Detroit Tigers – No. 63
- Coach
- Born: July 2, 1972 (age 53) Peace River, Alberta, Canada

Teams
- As coach Detroit Tigers (2023–present);

= Robin Lund =

Canadian baseball coach (born 1972)

Robin Joseph Lund (born July 2, 1972) is a Canadian professional baseball coach. He is the assistant pitching coach for the Detroit Tigers of Major League Baseball (MLB).

==Career==
Lund is from Peace River, Alberta. He played baseball in Canada through the eighth grade, when organized baseball programs ceased. He moved to Lewiston, Idaho, and stayed with a foster family to continue playing baseball at Lewiston High School. He played college baseball at Spokane Falls Community College.
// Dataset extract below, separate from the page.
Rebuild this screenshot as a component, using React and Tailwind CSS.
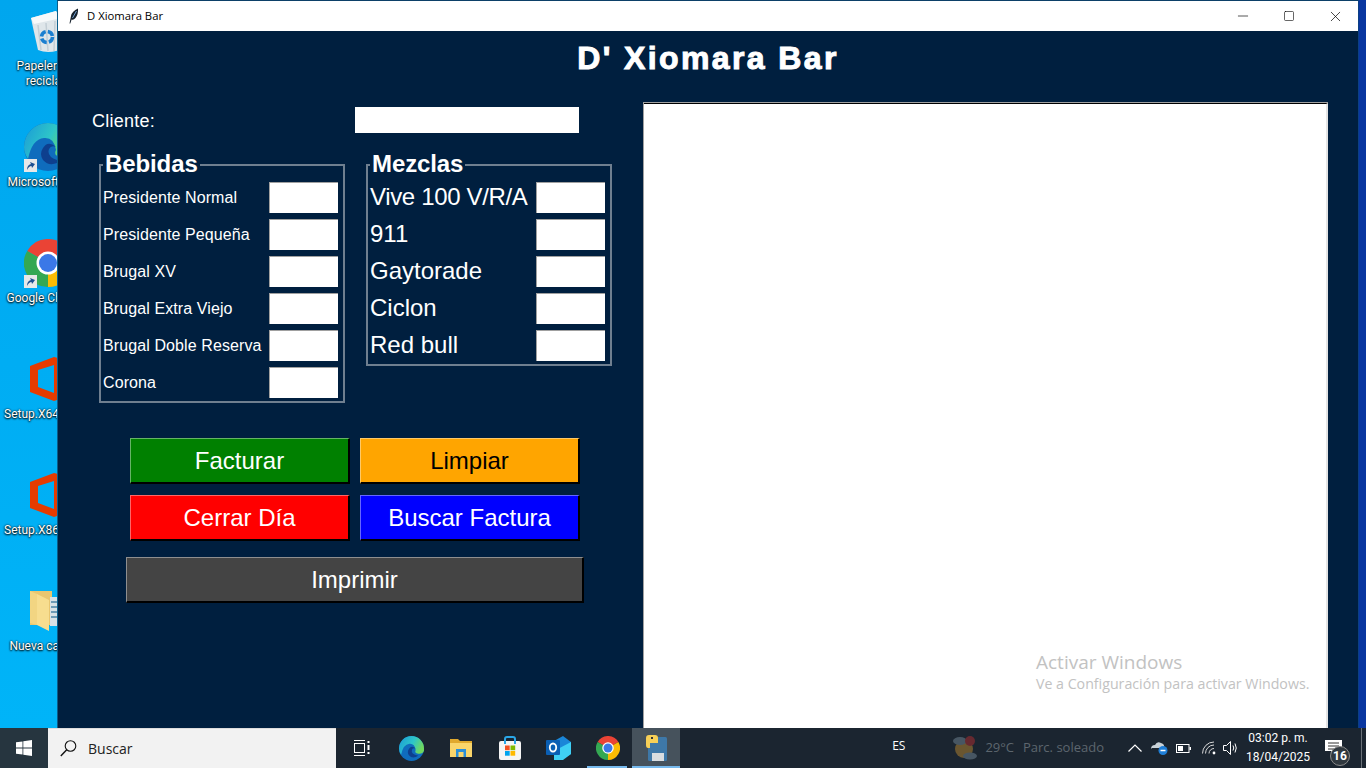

Lund earned a bachelor's degree in education from Whitworth College in 1995, a master's degree in exercise science from Eastern Washington University in 1997, and a Doctor of Philosophy in exercise science from the University of Idaho in 2002. Lund worked at the University of Northern Iowa as an associate professor in the Department of Kinesiology for 17 years before joining the University of Iowa as the pitching coach for the Iowa Hawkeyes in 2013.

On November 6, 2022, the Detroit Tigers hired Lund as their assistant pitching coach for the 2023 season.

==Personal life==
Lund met his wife, Susie, in Lewiston. They have three children.